Exercise requirements:
Present every line in which the string "screenshot" appears.

Given information:
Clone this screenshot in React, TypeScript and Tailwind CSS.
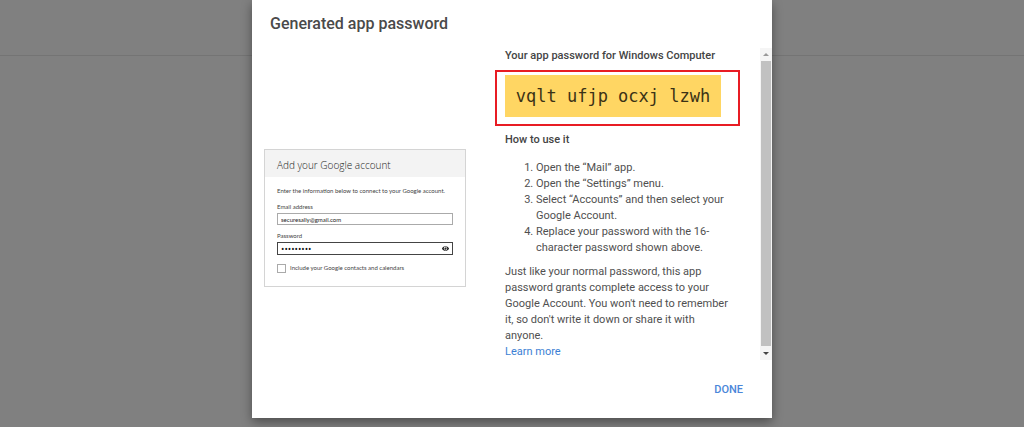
==
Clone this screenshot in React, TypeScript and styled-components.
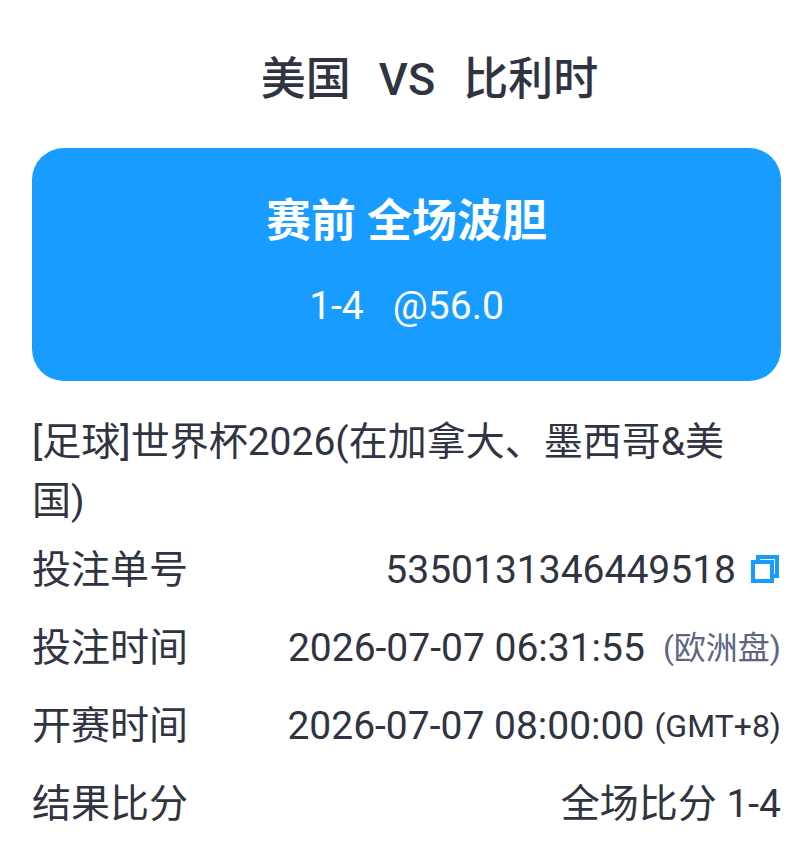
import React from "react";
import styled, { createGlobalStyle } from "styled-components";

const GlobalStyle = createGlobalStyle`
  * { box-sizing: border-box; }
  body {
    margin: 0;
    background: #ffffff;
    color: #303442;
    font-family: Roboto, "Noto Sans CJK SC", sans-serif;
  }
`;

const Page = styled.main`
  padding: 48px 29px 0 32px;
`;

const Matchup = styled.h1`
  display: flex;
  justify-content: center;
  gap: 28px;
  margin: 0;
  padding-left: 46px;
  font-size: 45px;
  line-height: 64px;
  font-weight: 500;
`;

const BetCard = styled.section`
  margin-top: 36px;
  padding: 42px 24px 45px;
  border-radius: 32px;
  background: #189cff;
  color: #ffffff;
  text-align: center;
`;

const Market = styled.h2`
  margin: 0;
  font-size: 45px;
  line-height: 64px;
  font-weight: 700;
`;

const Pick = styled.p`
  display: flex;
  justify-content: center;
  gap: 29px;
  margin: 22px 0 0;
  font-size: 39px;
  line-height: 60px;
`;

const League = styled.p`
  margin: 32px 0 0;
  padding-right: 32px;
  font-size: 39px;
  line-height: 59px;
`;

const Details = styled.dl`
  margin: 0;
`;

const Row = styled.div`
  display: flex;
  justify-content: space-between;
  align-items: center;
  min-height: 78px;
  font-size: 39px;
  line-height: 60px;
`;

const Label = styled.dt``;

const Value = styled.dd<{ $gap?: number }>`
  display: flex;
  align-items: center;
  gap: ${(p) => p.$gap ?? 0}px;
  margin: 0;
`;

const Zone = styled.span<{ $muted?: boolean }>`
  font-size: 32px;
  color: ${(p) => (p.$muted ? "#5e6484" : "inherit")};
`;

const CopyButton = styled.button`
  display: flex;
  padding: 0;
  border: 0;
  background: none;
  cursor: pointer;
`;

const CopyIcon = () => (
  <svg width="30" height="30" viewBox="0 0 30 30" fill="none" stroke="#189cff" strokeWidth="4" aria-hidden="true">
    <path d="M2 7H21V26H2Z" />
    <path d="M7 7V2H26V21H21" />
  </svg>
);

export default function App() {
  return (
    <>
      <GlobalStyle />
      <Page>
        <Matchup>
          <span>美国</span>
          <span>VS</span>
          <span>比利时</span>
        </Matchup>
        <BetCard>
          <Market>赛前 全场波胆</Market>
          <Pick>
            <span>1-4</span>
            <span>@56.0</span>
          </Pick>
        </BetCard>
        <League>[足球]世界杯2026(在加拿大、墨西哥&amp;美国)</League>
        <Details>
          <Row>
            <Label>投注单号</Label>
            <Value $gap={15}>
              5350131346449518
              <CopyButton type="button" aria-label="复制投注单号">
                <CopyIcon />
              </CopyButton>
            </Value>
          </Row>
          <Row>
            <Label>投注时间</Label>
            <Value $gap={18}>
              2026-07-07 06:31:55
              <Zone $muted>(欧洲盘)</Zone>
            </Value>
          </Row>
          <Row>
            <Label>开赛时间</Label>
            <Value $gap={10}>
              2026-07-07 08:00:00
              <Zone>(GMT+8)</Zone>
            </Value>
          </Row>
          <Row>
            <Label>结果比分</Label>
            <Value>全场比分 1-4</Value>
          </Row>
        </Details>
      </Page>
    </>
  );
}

Full answer:
Clone this screenshot in React, TypeScript and Tailwind CSS.
Clone this screenshot in React, TypeScript and styled-components.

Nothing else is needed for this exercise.